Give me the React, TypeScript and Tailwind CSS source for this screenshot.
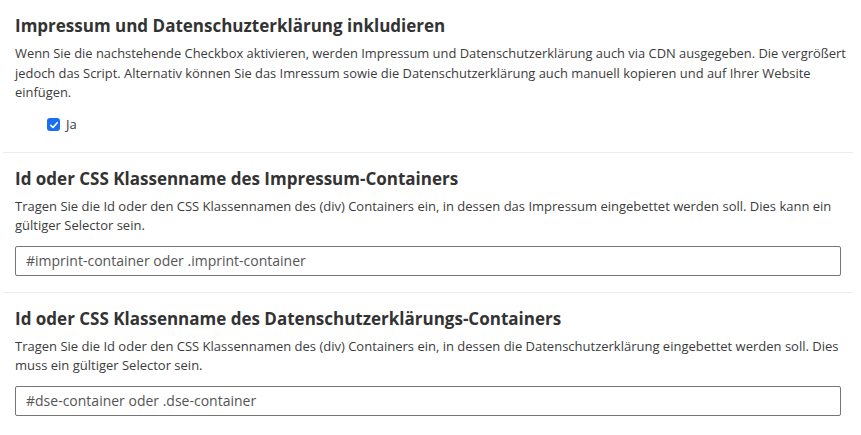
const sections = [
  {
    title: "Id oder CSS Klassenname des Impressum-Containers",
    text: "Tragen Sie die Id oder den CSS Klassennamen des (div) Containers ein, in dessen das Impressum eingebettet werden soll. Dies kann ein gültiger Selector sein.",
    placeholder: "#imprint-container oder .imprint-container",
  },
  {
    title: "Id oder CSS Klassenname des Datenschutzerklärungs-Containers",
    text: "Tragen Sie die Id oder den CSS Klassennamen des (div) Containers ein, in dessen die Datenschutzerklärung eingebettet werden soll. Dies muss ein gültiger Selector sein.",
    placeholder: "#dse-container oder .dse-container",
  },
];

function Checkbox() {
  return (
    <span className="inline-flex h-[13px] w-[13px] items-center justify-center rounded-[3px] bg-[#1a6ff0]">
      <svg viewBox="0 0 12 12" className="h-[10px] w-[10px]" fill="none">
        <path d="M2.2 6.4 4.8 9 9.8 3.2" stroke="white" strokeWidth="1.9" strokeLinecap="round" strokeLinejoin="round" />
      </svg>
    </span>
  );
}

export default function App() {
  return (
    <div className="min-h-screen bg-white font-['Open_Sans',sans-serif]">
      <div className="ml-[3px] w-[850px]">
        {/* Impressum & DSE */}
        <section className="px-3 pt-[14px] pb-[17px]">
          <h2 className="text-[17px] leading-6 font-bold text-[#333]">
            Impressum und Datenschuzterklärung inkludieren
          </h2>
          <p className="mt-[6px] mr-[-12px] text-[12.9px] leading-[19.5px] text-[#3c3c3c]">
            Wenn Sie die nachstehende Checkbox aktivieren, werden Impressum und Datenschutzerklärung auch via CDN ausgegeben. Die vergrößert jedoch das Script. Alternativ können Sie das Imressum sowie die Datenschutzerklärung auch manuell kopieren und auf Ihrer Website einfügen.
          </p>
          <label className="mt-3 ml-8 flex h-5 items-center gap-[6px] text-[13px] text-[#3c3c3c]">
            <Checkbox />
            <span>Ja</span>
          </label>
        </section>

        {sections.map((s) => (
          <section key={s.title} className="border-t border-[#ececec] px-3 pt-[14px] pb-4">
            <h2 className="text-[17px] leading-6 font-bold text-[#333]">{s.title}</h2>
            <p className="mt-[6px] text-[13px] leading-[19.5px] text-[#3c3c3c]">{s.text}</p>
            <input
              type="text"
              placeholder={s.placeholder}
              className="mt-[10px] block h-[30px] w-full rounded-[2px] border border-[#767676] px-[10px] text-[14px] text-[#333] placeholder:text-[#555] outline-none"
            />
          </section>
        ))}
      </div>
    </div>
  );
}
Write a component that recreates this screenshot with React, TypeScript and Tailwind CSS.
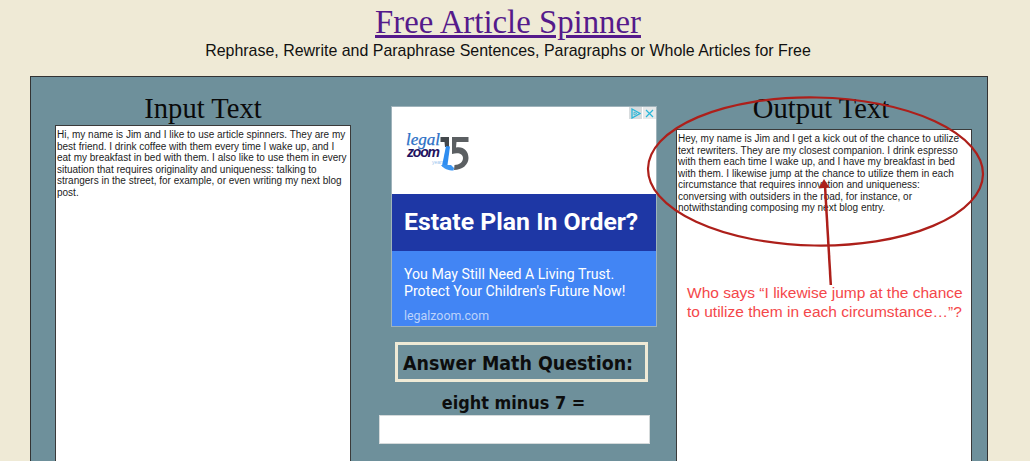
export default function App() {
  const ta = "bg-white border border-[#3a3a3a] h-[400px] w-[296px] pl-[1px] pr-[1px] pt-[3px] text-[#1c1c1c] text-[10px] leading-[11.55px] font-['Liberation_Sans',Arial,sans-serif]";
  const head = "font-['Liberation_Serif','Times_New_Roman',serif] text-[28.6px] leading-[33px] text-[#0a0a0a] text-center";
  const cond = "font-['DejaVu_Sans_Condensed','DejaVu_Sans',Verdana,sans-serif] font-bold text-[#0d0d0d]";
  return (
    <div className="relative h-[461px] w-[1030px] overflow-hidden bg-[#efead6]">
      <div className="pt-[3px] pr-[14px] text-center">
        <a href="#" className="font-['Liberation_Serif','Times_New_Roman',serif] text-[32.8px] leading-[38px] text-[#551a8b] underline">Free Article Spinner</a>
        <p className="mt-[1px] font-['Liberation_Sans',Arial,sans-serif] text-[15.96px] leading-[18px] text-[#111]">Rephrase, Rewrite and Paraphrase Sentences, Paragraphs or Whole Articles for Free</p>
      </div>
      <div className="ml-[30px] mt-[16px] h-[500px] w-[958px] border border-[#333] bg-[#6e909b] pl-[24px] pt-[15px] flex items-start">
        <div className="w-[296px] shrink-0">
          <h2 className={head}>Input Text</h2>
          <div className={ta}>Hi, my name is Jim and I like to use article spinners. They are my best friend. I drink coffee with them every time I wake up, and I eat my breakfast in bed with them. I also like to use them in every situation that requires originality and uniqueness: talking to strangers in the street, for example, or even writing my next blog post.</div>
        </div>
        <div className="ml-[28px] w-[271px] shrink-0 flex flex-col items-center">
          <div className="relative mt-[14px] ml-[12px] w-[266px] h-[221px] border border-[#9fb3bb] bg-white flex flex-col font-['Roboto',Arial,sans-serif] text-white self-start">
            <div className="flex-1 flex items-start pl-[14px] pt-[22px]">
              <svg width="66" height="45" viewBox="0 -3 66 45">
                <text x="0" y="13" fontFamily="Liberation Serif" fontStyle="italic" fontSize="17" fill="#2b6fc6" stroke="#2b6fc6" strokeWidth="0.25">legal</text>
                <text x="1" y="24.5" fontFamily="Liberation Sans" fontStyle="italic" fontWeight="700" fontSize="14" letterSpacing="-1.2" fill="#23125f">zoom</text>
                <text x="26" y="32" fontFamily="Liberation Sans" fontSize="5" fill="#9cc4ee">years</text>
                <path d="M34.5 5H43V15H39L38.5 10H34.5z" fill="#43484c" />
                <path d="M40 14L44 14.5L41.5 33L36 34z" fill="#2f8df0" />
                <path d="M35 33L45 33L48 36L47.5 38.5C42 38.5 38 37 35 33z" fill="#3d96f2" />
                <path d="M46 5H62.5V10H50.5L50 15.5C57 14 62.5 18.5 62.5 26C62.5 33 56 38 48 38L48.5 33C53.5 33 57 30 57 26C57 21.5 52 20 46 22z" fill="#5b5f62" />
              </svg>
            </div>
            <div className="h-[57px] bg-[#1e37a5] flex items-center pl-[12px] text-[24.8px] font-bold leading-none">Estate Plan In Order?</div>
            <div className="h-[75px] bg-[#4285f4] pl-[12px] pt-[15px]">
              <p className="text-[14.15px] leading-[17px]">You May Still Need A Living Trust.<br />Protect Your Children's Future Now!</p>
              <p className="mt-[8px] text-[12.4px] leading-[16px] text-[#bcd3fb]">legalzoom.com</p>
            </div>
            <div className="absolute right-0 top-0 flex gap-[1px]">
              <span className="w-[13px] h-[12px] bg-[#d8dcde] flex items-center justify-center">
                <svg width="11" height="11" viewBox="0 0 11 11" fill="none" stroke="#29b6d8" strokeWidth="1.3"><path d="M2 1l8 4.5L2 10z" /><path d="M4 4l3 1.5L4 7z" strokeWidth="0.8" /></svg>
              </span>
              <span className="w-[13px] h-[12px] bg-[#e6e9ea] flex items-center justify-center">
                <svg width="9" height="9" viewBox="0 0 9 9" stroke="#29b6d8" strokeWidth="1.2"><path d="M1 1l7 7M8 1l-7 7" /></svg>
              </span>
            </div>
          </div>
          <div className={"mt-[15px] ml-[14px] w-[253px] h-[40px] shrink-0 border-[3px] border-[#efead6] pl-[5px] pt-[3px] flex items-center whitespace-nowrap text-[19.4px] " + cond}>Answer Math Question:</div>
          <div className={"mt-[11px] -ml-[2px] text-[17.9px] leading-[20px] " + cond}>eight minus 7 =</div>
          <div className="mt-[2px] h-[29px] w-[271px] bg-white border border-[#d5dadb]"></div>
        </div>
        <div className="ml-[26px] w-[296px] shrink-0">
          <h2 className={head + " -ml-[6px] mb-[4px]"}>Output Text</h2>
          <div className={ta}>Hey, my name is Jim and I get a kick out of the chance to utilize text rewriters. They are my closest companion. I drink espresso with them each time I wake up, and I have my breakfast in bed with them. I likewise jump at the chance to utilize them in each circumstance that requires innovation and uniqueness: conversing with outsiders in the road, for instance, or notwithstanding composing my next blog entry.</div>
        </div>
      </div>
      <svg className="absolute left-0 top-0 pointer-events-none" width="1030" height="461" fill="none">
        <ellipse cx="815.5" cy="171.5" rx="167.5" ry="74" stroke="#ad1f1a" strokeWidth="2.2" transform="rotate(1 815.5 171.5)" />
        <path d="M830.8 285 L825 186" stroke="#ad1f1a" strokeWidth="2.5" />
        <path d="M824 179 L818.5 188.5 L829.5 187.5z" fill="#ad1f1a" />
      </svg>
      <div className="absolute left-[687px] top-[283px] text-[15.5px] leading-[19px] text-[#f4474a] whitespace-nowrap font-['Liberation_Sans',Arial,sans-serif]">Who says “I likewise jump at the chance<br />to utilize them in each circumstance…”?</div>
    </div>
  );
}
------------------------------------
What is being asked » In the entries above, find each line with the word "this" and show it.

Written answer »
Give me the React, TypeScript and Tailwind CSS source for this screenshot.
Write a component that recreates this screenshot with React, TypeScript and Tailwind CSS.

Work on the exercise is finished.